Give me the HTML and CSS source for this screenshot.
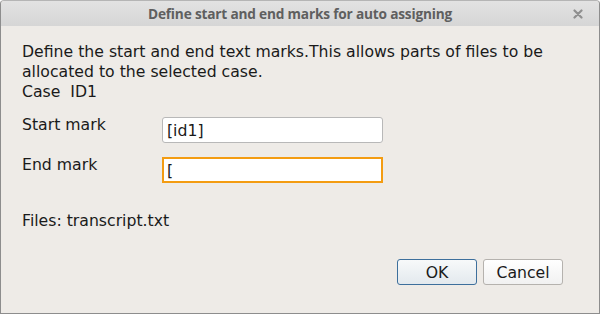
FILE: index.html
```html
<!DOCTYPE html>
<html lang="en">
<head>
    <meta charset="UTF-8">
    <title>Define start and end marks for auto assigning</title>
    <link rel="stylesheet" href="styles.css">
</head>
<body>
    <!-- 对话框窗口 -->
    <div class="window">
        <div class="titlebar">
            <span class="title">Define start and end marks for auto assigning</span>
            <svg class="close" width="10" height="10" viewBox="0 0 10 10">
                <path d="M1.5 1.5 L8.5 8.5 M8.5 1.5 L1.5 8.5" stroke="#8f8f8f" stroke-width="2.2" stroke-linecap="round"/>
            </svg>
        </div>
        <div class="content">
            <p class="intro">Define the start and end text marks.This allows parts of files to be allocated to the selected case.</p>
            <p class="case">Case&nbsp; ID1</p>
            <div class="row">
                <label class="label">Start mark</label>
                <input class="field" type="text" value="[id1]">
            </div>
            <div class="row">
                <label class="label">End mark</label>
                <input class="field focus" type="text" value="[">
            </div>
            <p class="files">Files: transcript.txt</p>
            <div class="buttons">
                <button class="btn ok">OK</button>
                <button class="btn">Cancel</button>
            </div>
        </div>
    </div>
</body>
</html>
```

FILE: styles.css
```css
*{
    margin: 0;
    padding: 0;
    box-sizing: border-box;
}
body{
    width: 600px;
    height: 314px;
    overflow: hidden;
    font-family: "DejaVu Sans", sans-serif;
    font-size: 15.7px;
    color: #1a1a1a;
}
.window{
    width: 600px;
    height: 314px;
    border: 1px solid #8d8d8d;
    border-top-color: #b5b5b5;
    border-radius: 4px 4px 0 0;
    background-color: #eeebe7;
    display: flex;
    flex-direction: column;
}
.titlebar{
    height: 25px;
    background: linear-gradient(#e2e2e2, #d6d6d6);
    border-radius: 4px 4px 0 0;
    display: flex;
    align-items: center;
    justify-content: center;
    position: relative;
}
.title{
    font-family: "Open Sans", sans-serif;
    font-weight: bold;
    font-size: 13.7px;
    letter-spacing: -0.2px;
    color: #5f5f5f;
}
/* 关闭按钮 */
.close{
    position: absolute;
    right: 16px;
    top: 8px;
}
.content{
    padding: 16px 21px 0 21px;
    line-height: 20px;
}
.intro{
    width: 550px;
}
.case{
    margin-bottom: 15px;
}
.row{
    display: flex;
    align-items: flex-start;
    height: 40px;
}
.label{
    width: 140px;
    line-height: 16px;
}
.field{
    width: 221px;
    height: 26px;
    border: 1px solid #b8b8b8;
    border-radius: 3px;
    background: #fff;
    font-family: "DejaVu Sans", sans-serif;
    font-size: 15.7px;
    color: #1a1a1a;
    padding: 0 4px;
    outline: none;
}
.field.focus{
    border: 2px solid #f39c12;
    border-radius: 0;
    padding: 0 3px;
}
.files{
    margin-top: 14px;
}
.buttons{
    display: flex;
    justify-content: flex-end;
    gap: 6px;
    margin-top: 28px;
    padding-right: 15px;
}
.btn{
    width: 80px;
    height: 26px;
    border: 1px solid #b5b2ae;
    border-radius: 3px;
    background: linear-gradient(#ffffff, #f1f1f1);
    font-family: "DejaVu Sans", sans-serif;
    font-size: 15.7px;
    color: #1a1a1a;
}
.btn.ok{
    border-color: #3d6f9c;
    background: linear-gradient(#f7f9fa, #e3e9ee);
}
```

__________________________________________________

> [Stated exercise]: In the copy, include no pictures; restate the listing above exactly.

> [Answer for the task]:
Give me the HTML and CSS source for this screenshot.
FILE: index.html
```html
<!DOCTYPE html>
<html lang="en">
<head>
    <meta charset="UTF-8">
    <title>Define start and end marks for auto assigning</title>
    <link rel="stylesheet" href="styles.css">
</head>
<body>
    <!-- 对话框窗口 -->
    <div class="window">
        <div class="titlebar">
            <span class="title">Define start and end marks for auto assigning</span>
            <svg class="close" width="10" height="10" viewBox="0 0 10 10">
                <path d="M1.5 1.5 L8.5 8.5 M8.5 1.5 L1.5 8.5" stroke="#8f8f8f" stroke-width="2.2" stroke-linecap="round"/>
            </svg>
        </div>
        <div class="content">
            <p class="intro">Define the start and end text marks.This allows parts of files to be allocated to the selected case.</p>
            <p class="case">Case&nbsp; ID1</p>
            <div class="row">
                <label class="label">Start mark</label>
                <input class="field" type="text" value="[id1]">
            </div>
            <div class="row">
                <label class="label">End mark</label>
                <input class="field focus" type="text" value="[">
            </div>
            <p class="files">Files: transcript.txt</p>
            <div class="buttons">
                <button class="btn ok">OK</button>
                <button class="btn">Cancel</button>
            </div>
        </div>
    </div>
</body>
</html>
```

FILE: styles.css
```css
*{
    margin: 0;
    padding: 0;
    box-sizing: border-box;
}
body{
    width: 600px;
    height: 314px;
    overflow: hidden;
    font-family: "DejaVu Sans", sans-serif;
    font-size: 15.7px;
    color: #1a1a1a;
}
.window{
    width: 600px;
    height: 314px;
    border: 1px solid #8d8d8d;
    border-top-color: #b5b5b5;
    border-radius: 4px 4px 0 0;
    background-color: #eeebe7;
    display: flex;
    flex-direction: column;
}
.titlebar{
    height: 25px;
    background: linear-gradient(#e2e2e2, #d6d6d6);
    border-radius: 4px 4px 0 0;
    display: flex;
    align-items: center;
    justify-content: center;
    position: relative;
}
.title{
    font-family: "Open Sans", sans-serif;
    font-weight: bold;
    font-size: 13.7px;
    letter-spacing: -0.2px;
    color: #5f5f5f;
}
/* 关闭按钮 */
.close{
    position: absolute;
    right: 16px;
    top: 8px;
}
.content{
    padding: 16px 21px 0 21px;
    line-height: 20px;
}
.intro{
    width: 550px;
}
.case{
    margin-bottom: 15px;
}
.row{
    display: flex;
    align-items: flex-start;
    height: 40px;
}
.label{
    width: 140px;
    line-height: 16px;
}
.field{
    width: 221px;
    height: 26px;
    border: 1px solid #b8b8b8;
    border-radius: 3px;
    background: #fff;
    font-family: "DejaVu Sans", sans-serif;
    font-size: 15.7px;
    color: #1a1a1a;
    padding: 0 4px;
    outline: none;
}
.field.focus{
    border: 2px solid #f39c12;
    border-radius: 0;
    padding: 0 3px;
}
.files{
    margin-top: 14px;
}
.buttons{
    display: flex;
    justify-content: flex-end;
    gap: 6px;
    margin-top: 28px;
    padding-right: 15px;
}
.btn{
    width: 80px;
    height: 26px;
    border: 1px solid #b5b2ae;
    border-radius: 3px;
    background: linear-gradient(#ffffff, #f1f1f1);
    font-family: "DejaVu Sans", sans-serif;
    font-size: 15.7px;
    color: #1a1a1a;
}
.btn.ok{
    border-color: #3d6f9c;
    background: linear-gradient(#f7f9fa, #e3e9ee);
}
```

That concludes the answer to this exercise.